Must Plaintiffs Organize ESI Produced in the Usual Course of Business?

23 Jun 2014

An ever present issue in eDiscovery and discovery in general, is the question of how to best balance the burden and expense of reviewing documents. This is an issue the court addressed in FDIC-R v. Walter B. Bowden, et al., Case No. CV413-245 (S.D. Ga. June 6, 2014).

The parties endeavored, but failed to agree on a Joint Protocol for Electronically Stored Information (ESI). Plaintiff, already having spent $614,000 to scan 153.6 million pages to tender to the defense, moved to implement its own ESI protocol that would “balance the burden and expense of discovery among the parties.” Defendants insisted that Plaintiff should shoulder the burden and expense of reviewing the documents and determining their responsiveness.

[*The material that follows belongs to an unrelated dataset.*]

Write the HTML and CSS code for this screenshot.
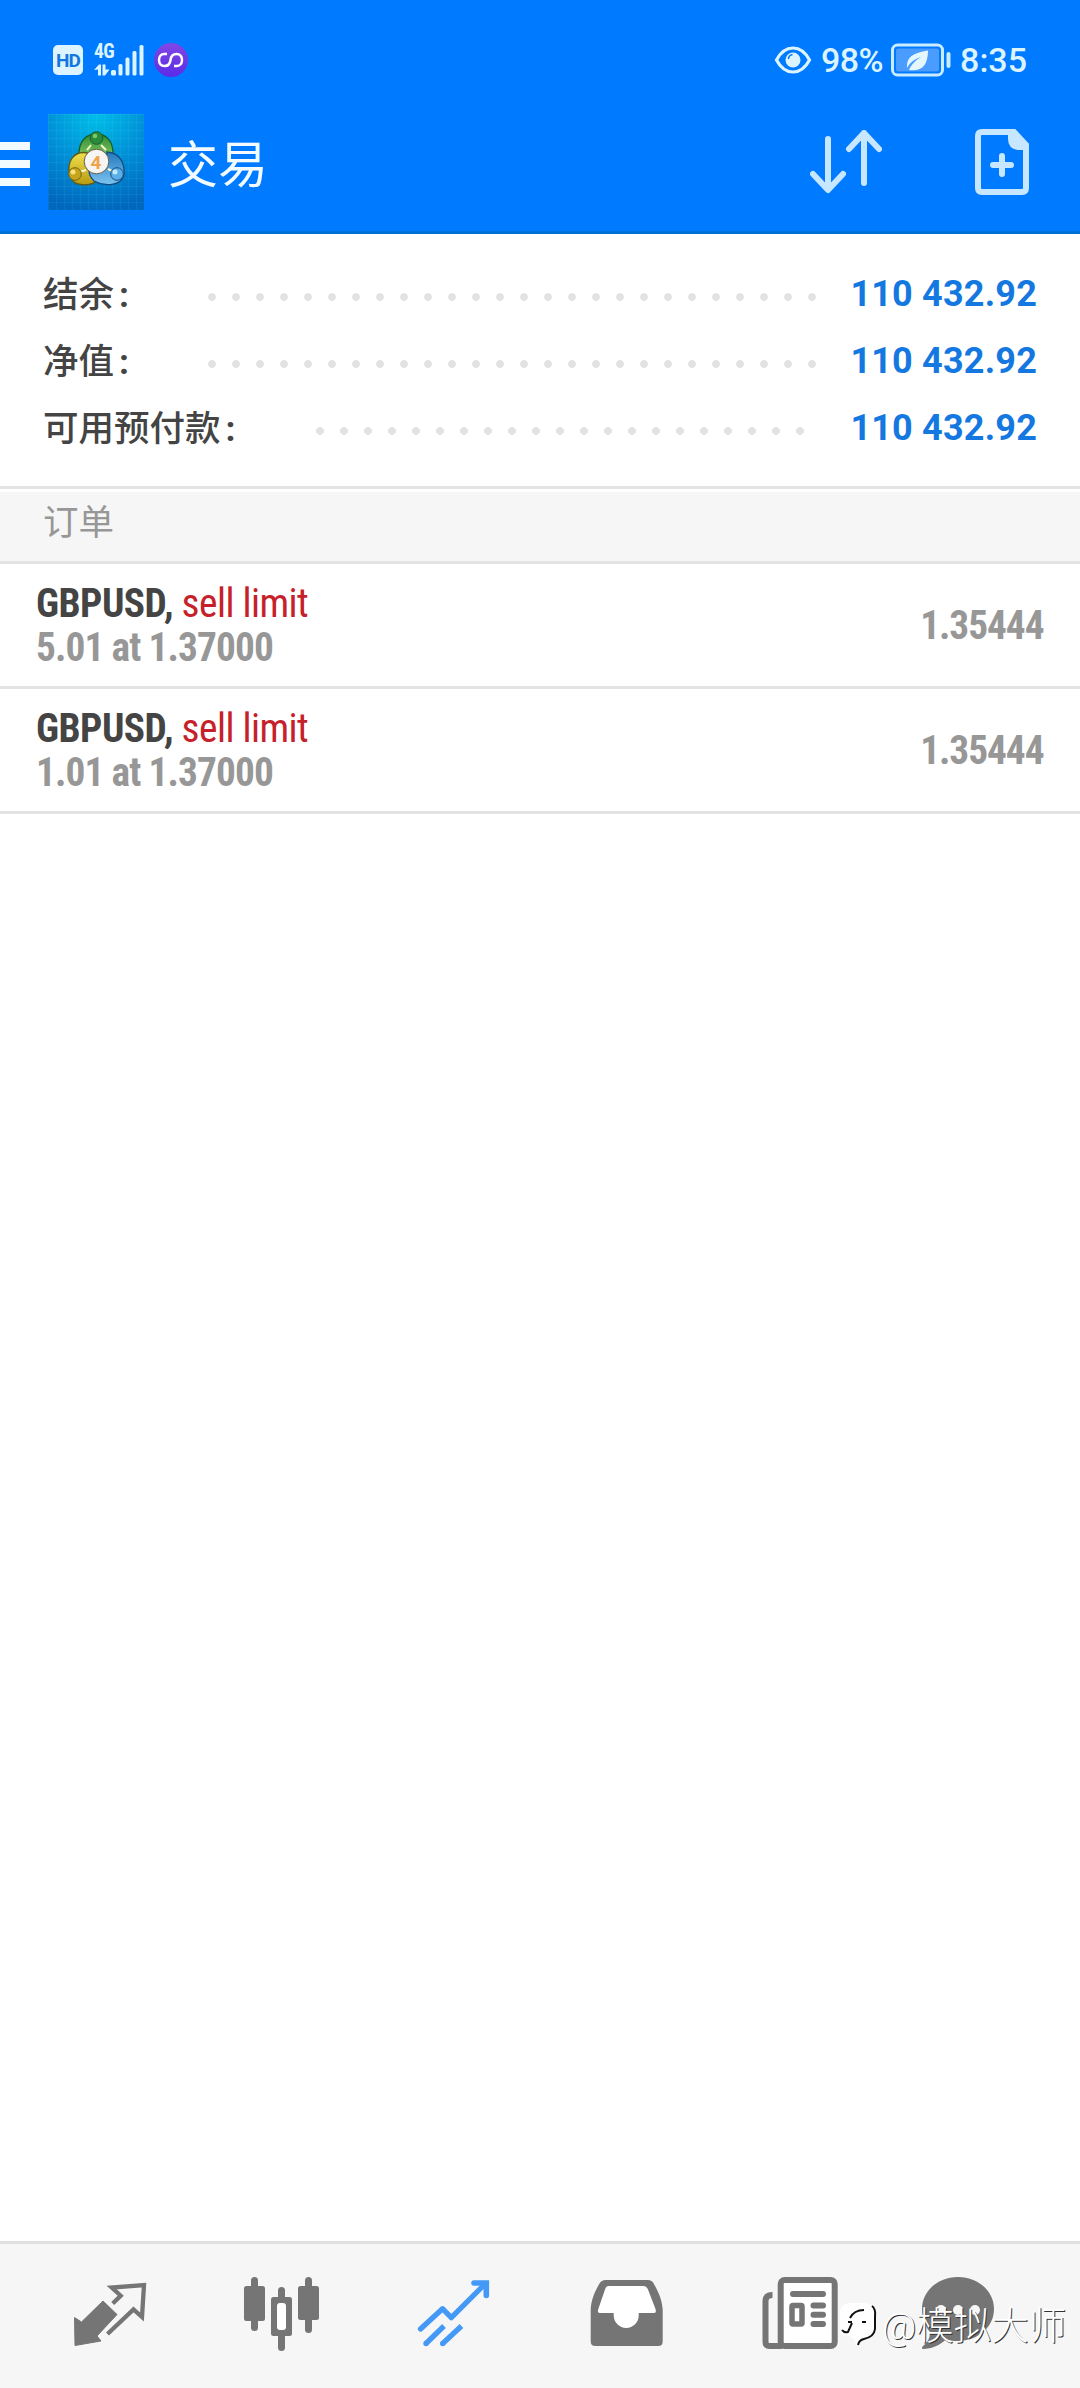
FILE: index.html
```
<!DOCTYPE html>
<html lang="zh-CN">
<head>
  <meta charset="UTF-8">
  <meta name="viewport" content="width=device-width, initial-scale=1.0">
  <title>交易</title>
  <link rel="stylesheet" href="styles.css">
</head>
<body>
  <header class="header">
    <div class="status-bar">
      <span class="hd">HD</span>
      <div class="signal">
        <span class="net">4G</span>
        <svg width="51" height="34" viewBox="0 0 51 34" fill="#dcf4ff">
          <path d="M0 27l5-5.500h2v11h-3v-6zM8.500 21.500h3v5h4l-4.500 6h-2.500z"/>
          <rect x="17" y="27" width="5" height="5.500" rx="1.500"/>
          <rect x="24.500" y="21" width="4" height="11.500" rx="1.500"/>
          <rect x="31.500" y="14.500" width="4" height="18" rx="1.500"/>
          <rect x="38.500" y="8" width="4" height="24.500" rx="1.500"/>
          <rect x="45.500" y="2" width="4" height="30.500" rx="1.500"/>
        </svg>
      </div>
      <svg class="app-dot" width="34" height="34" viewBox="154 43 34 34">
        <defs>
          <linearGradient id="violet" x1="0" y1="0" x2="0" y2="1">
            <stop offset="0" stop-color="#8247e5"/>
            <stop offset="1" stop-color="#5b2be6"/>
          </linearGradient>
        </defs>
        <circle cx="171" cy="60" r="17" fill="url(#violet)"/>
        <path d="M167 54H164C161 54 159 56.500 159 60S161 66 164.500 66C168 66 170 64 170.500 60S173 54 176.500 54C180 54 182 56.500 182 60S180 66 177 66H174" fill="none" stroke="#fff" stroke-width="2.500"/>
      </svg>
      <div class="status-right">
        <svg width="38" height="30" viewBox="0 0 38 30">
          <path d="M2.500 15C7 6.500 13 3 19 3S31 6.500 35.500 15C31 23.500 25 27 19 27S7 23.500 2.500 15z" fill="none" stroke="#dcf4ff" stroke-width="3.200"/>
          <circle cx="19" cy="15" r="7.500" fill="#dcf4ff"/>
          <path d="M14.500 14q0-3.500 4-4.500" fill="none" stroke="#007aff" stroke-width="1.500"/>
        </svg>
        <span class="percent">98%</span>
        <svg class="battery" width="60" height="34" viewBox="0 0 60 34">
          <rect x="1.500" y="2" width="50" height="30" rx="5" fill="none" stroke="#c9edff" stroke-width="3"/>
          <rect x="5" y="5.500" width="43" height="23" rx="2" fill="#4a9cff"/>
          <rect x="55.500" y="9" width="4" height="16" rx="2" fill="#c9edff"/>
          <path d="M37 7.500C22 10 15 14 16 25C19 19 24 16 30 14C25 17 20 22 18 27C31 29 37 22 37 7.500z" fill="#e6f8ff"/>
        </svg>
        <span class="clock">8:35</span>
      </div>
    </div>
    <div class="app-bar">
      <div class="menu"><i></i><i></i><i></i></div>
      <svg class="logo" width="96" height="96" viewBox="0 0 96 96">
        <defs>
          <radialGradient id="sky" cx=".5" cy="0" r="1">
            <stop offset="0" stop-color="#00bfe8"/>
            <stop offset=".5" stop-color="#0092d8"/>
            <stop offset="1" stop-color="#0068bd"/>
          </radialGradient>
          <linearGradient id="green" x1="0" y1="0" x2="0" y2="1">
            <stop offset="0" stop-color="#2e8b38"/>
            <stop offset="1" stop-color="#8ed060"/>
          </linearGradient>
          <linearGradient id="gold" x1="0" y1="0" x2="0" y2="1">
            <stop offset="0" stop-color="#f0e04c"/>
            <stop offset="1" stop-color="#b89a12"/>
          </linearGradient>
          <linearGradient id="blue" x1="0" y1="0" x2="0" y2="1">
            <stop offset="0" stop-color="#2478be"/>
            <stop offset="1" stop-color="#7cc4f0"/>
          </linearGradient>
          <pattern id="grid" width="8" height="8" patternUnits="userSpaceOnUse">
            <path d="M0 .5h8M.5 0v8" stroke="#7fe0ff" stroke-opacity=".08" fill="none"/>
          </pattern>
        </defs>
        <rect width="96" height="96" fill="url(#sky)"/>
        <rect width="96" height="96" fill="url(#grid)"/>
        <path d="M31 43C30 27 38 20 48.500 20S66 28 65 43L57 47H40z" fill="url(#green)" stroke="#17602c" stroke-width="1.300"/>
        <path d="M40 39C25 36 18 49 22 62C25 73 42 73 50 66L40 54z" fill="url(#gold)" stroke="#5c5b13" stroke-width="1.300"/>
        <path d="M59 38C72 39 77 49 76 61C73 72 57 73 46 67C41 62 41 59 41 55L58 50z" fill="url(#blue)" stroke="#114d83" stroke-width="1.300"/>
        <path d="M43 31l-4 5M53 31l5 5M31 58l7-2M66 58l-6-3" stroke="#f6f6cd" stroke-width="2"/>
        <circle cx="48.500" cy="24" r="6.300" fill="#2b8b3c" stroke="#17602c"/>
        <circle cx="27" cy="60" r="6.300" fill="#c7a51c" stroke="#726411"/>
        <circle cx="69" cy="60" r="6.300" fill="#5baee7" stroke="#114d83"/>
        <circle cx="47" cy="22" r="2.300" fill="#79c765"/>
        <circle cx="25" cy="58" r="2.500" fill="#f4e47b"/>
        <circle cx="67" cy="58" r="2.500" fill="#c1e8ff"/>
        <circle cx="48.500" cy="47.500" r="12.300" fill="#f6f5f2" stroke="#655c4c"/>
        <text x="48" y="54.500" class="logo-num">4</text>
      </svg>
      <h1 class="title">交易</h1>
      <div class="actions">
        <svg width="72" height="64" viewBox="810 130 72 64" fill="none" stroke="#c7e6ff" stroke-width="6" stroke-linecap="round" stroke-linejoin="round">
          <path d="M828 139v50M813 174l15 16 15-16"/>
          <path d="M864 183v-50M849 149l15-16 15 16"/>
        </svg>
        <svg class="new-order" width="54" height="66" viewBox="0 0 54 66">
          <path d="M3 7q0-4 4-4h32l12 13v43q0 4-4 4H7q-4 0-4-4z" fill="none" stroke="#c7e6ff" stroke-width="6"/>
          <path d="M33 3h7l13 13v5h-8q-12 0-12-11z" fill="#c7e6ff"/>
          <path d="M27 27v18M18 36h18" stroke="#c7e6ff" stroke-width="6" stroke-linecap="round"/>
        </svg>
      </div>
    </div>
  </header>

  <main class="content">
    <section class="summary">
      <div class="row"><span class="label">结余<span class="colon">:</span></span><i class="dots"></i><b class="value">110 432.92</b></div>
      <div class="row"><span class="label">净值<span class="colon">:</span></span><i class="dots"></i><b class="value">110 432.92</b></div>
      <div class="row"><span class="label">可用预付款<span class="colon">:</span></span><i class="dots dots-short"></i><b class="value">110 432.92</b></div>
    </section>
    <h2 class="section-title">订单</h2>
    <ul class="orders">
      <li class="order">
        <div class="info">
          <div class="name"><b>GBPUSD,</b> <span class="sell">sell limit</span></div>
          <div class="volume">5.01 at 1.37000</div>
        </div>
        <div class="price">1.35444</div>
      </li>
      <li class="order">
        <div class="info">
          <div class="name"><b>GBPUSD,</b> <span class="sell">sell limit</span></div>
          <div class="volume">1.01 at 1.37000</div>
        </div>
        <div class="price">1.35444</div>
      </li>
    </ul>
  </main>

  <nav class="tabs">
    <!-- quotes -->
    <svg class="tab" viewBox="0 0 172 144">
      <path d="M79 57L93 70.500 73 92l4 5-26 4.500-.500-28 7 4.500z" fill="#757575" stroke="#757575" stroke-width="1" stroke-linejoin="round"/>
      <path d="M88.700 59.500l8-7.800-9-8.200 32.300-2.500-2 32-8.500-7.500-26 24.500" fill="none" stroke="#757575" stroke-width="4.300"/>
    </svg>
    <!-- charts -->
    <svg class="tab" viewBox="0 0 172 144" fill="#757575">
      <rect x="48" y="42" width="21" height="35" rx="2.500"/>
      <rect x="55" y="33" width="7" height="54" rx="3.500"/>
      <rect x="82" y="43" width="7" height="64" rx="3.500"/>
      <rect x="75" y="53" width="21" height="39" rx="2.500"/>
      <rect x="81" y="59" width="9" height="27" rx="3" fill="#fff"/>
      <rect x="102" y="42" width="21" height="34" rx="2.500"/>
      <rect x="109" y="33" width="7" height="56" rx="3.500"/>
    </svg>
    <!-- trade -->
    <svg class="tab" viewBox="0 0 172 144" fill="none" stroke="#4499f7" stroke-width="5.300">
      <path d="M52.500 85l22-20.300 8.800 9L116 41" stroke-linecap="round" stroke-linejoin="round"/>
      <path d="M106 39h12.300v12.500" stroke-width="5.600" stroke-linecap="round"/>
      <path d="M110 39h9v9z" fill="#4499f7" stroke="none"/>
      <path d="M58 99.500l18-17.500M74.700 99.500L93.500 82"/>
      <circle cx="58" cy="99.500" r="2.700" fill="#4499f7" stroke="none"/>
      <circle cx="74.700" cy="99.500" r="2.700" fill="#4499f7" stroke="none"/>
    </svg>
    <!-- history -->
    <svg class="tab" viewBox="0 0 172 144">
      <path d="M50.700 66C51 56 55 47 59.500 39.500Q61.500 36 65.500 36H108Q112 36 113.700 39.500C118 47 122.300 56 122.700 66V97.500Q122.700 102 118 102H55.500Q50.700 102 50.700 97.500z" fill="#757575"/>
      <path d="M68.500 42H103.500Q106.500 42 108 45.500L115.500 65Q116.700 69 114 69H98.700V71.500A12.500 12.500 0 0 1 73.700 71.500V69H60Q57 69 58.300 65L65 45.500Q66 42 68.500 42z" fill="#fff"/>
    </svg>
    <!-- news -->
    <svg class="tab" viewBox="0 0 172 144" fill="none" stroke="#757575" stroke-width="6">
      <rect x="68.700" y="36" width="54" height="66" rx="4" fill="#fff"/>
      <path d="M60.500 51q-7 0-7 6v41q0 4 4 4H70"/>
      <path d="M81 50h30M101.500 61.500h9.500M101.500 70.700h9.500M101.500 80h9.500" stroke-linecap="round"/>
      <rect x="80" y="61.500" width="10" height="18.500" rx="1" fill="#fff" stroke-width="5.500"/>
    </svg>
    <!-- chat -->
    <svg class="tab" viewBox="0 0 172 144">
      <path d="M74 33C94 33 110 47 110 65S94 97 74 97C69 97 66 96.500 62 95.500C56 101 48 105 39 105C37.500 105 38 103 39 102C44 98 46 94 46 88C41 82 38 74 38 65C38 47 54 33 74 33z" fill="#757575"/>
      <g fill="#f6f6f6">
        <circle cx="57" cy="66" r="5"/>
        <circle cx="74" cy="66" r="5"/>
        <circle cx="91" cy="66" r="5"/>
      </g>
    </svg>
  </nav>

  <div class="watermark">
    <svg width="40" height="46" viewBox="0 0 40 46" fill="none">
      <path d="M10 0H28Q37 2 37 12V26Q35 35 26 37L19 43 17 37 10 32Q2 34 2 28V10Q2 2 10 0z" fill="#fff"/>
      <path d="M34 3Q38 6 37 14V26Q36 34 26 36Q21 37 20 42" stroke="#111" stroke-width="2"/>
      <path d="M4 27Q6 30 10 29L14 20M12 15Q16 7 26 7M10 19H14M24 19H28" stroke="#111" stroke-width="2"/>
    </svg>
    <span>@模拟大师</span>
  </div>
</body>
</html>
```
FILE: styles.css
```
* {
  box-sizing: border-box;
}
body {
  margin: 0;
  height: 2388px;
  display: flex;
  flex-direction: column;
  background: #fff;
  font-family: Roboto, "Noto Sans CJK SC", sans-serif;
  position: relative;
  overflow: hidden;
}
.header {
  height: 234px;
  padding-top: 40px;
  background: #007aff;
  border-bottom: 3px solid #006fd6;
  color: #dcf4ff;
}
.status-bar {
  height: 40px;
  display: flex;
  align-items: center;
  padding: 0 53px;
}
.hd {
  width: 30px;
  height: 30px;
  border-radius: 5px;
  background: #dcf4ff;
  color: #1477df;
  font-size: 19px;
  font-weight: 700;
  line-height: 31px;
  text-align: center;
  letter-spacing: -1px;
}
.signal {
  position: relative;
  width: 51px;
  height: 34px;
  margin-left: 11px;
}
.net {
  position: absolute;
  left: 0;
  top: -1px;
  font-size: 19.5px;
  font-weight: 700;
  font-stretch: 75%;
  line-height: 20px;
  letter-spacing: -0.5px;
}
.app-dot {
  margin-left: 9px;
}
.status-right {
  margin-left: auto;
  display: flex;
  align-items: center;
  font-size: 34px;
  font-weight: 500;
}
.percent {
  margin-left: 9px;
  width: 63px;
  letter-spacing: -0.6px;
}
.battery {
  margin-left: 7px;
}
.clock {
  margin-left: 9px;
}
.app-bar {
  height: 96px;
  margin-top: 34px;
  display: flex;
  align-items: center;
}
.menu {
  width: 30px;
  display: flex;
  flex-direction: column;
  gap: 10px;
  margin-top: 4px;
}
.menu i {
  height: 8px;
  background: #f2fbff;
}
.logo {
  margin-left: 18px;
}
.logo-num {
  font-size: 19px;
  font-weight: 700;
  fill: #f0a24c;
  text-anchor: middle;
}
.title {
  margin: 7px 0 0 24px;
  font-size: 50px;
  font-weight: 400;
  line-height: 96px;
  color: #f2fbff;
}
.actions {
  margin-left: auto;
  padding-right: 51px;
  display: flex;
  align-items: center;
}
.new-order {
  margin-left: 93px;
}
.summary {
  height: 255px;
  padding: 26px 43px 0;
  border-bottom: 3px solid #e3e3e3;
}
.row {
  height: 67px;
  display: flex;
  align-items: center;
}
.label {
  width: 165px;
  padding-bottom: 4px;
  font-size: 35.5px;
  font-weight: 500;
  white-space: nowrap;
  color: #444;
}
.colon {
  margin-left: 5px;
  font-weight: 700;
}
.dots {
  width: 608px;
  height: 8px;
  margin-top: 6px;
  background: radial-gradient(circle at 4px 4px, #e2e2e2 3.5px, transparent 4.2px) 0 0 / 24px 8px;
}
.dots-short {
  margin-left: 108px;
  width: 488px;
}
.value {
  margin-left: auto;
  font-size: 36px;
  font-weight: 700;
  letter-spacing: 0.2px;
  color: #1478e0;
}
.section-title {
  margin: 3px 0 0;
  height: 72px;
  padding-left: 43px;
  background: #f6f6f6;
  border-bottom: 3px solid #e3e3e3;
  font-size: 35.5px;
  font-weight: 400;
  line-height: 62px;
  color: #979797;
}
.orders {
  margin: 0;
  padding: 0;
  list-style: none;
}
.order {
  height: 125px;
  padding: 0 36px;
  border-bottom: 3px solid #e3e3e3;
  display: flex;
  align-items: center;
  justify-content: space-between;
  font-size: 41px;
  font-stretch: 75%;
  line-height: 44px;
}
.name, .volume {
  transform: scaleX(0.96);
  transform-origin: left;
  white-space: nowrap;
}
.name {
  letter-spacing: -0.55px;
}
.name b {
  color: #444;
}
.sell {
  color: #c6212a;
}
.volume, .price {
  font-weight: 700;
  color: #979797;
}
.volume {
  letter-spacing: -0.95px;
}
.price {
  letter-spacing: -1.1px;
  transform: scaleX(0.96);
  transform-origin: right;
}
.tabs {
  height: 147px;
  margin-top: auto;
  padding-left: 24px;
  display: flex;
  background: #f6f6f6;
  border-top: 3px solid #e0e0e0;
}
.tab {
  width: 172px;
  height: 144px;
}
.watermark {
  position: absolute;
  left: 838px;
  top: 2302px;
  display: flex;
  align-items: center;
  font-size: 37.5px;
  font-weight: 300;
  line-height: 48px;
  color: #fff;
  text-shadow: 1px 1px 0 #333;
  white-space: nowrap;
}
.watermark span {
  margin-left: 4px;
}
```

The court addressed the governing standards that concerned manner of document production, formatting disputes, and digital document production costs. In balancing burdens and expenses, the court found that Plaintiff should meet and confer with Defendants to reach an agreement upon a set of reasonable search terms, but that Plaintiff was not required to assist the defendants in organizing any requested ESI. While Plaintiff is required to respond to Defendant’s discovery and inspect its own records to do so, it need only produce the documents that are responsive to Defendant’s request.

The court also ruled that Plaintiff may deploy suitable search terms to satisfy its initial disclosure requirements and respond to forthcoming Rule 34 document requests. However, in using “Relativity,” if Plaintiff does not product the bank documents as they were kept in the normal course of the bank’s business, then it is not entitled to produce them without organizing and labeling them to conform to Defendant’s discovery requests. Next, the court agreed that the party responding to discovery requests was responsible for the initial costs of reviewing and preparing the documents for inspecting and copying, but not for the copying costs of voluminous materials. Lastly, the court endorsed the use of predictive coding, also called automated issue coding, as a means of more expedient discovery.

The lesson to take away from this case falls on the notion that discovery in federal court is a self-managed process, and cooperation is a necessity for meaningful and efficient discovery. It is also interesting to note the move towards predictive coding, a topic that we focused on in a previous blog and will be addressing again in the future.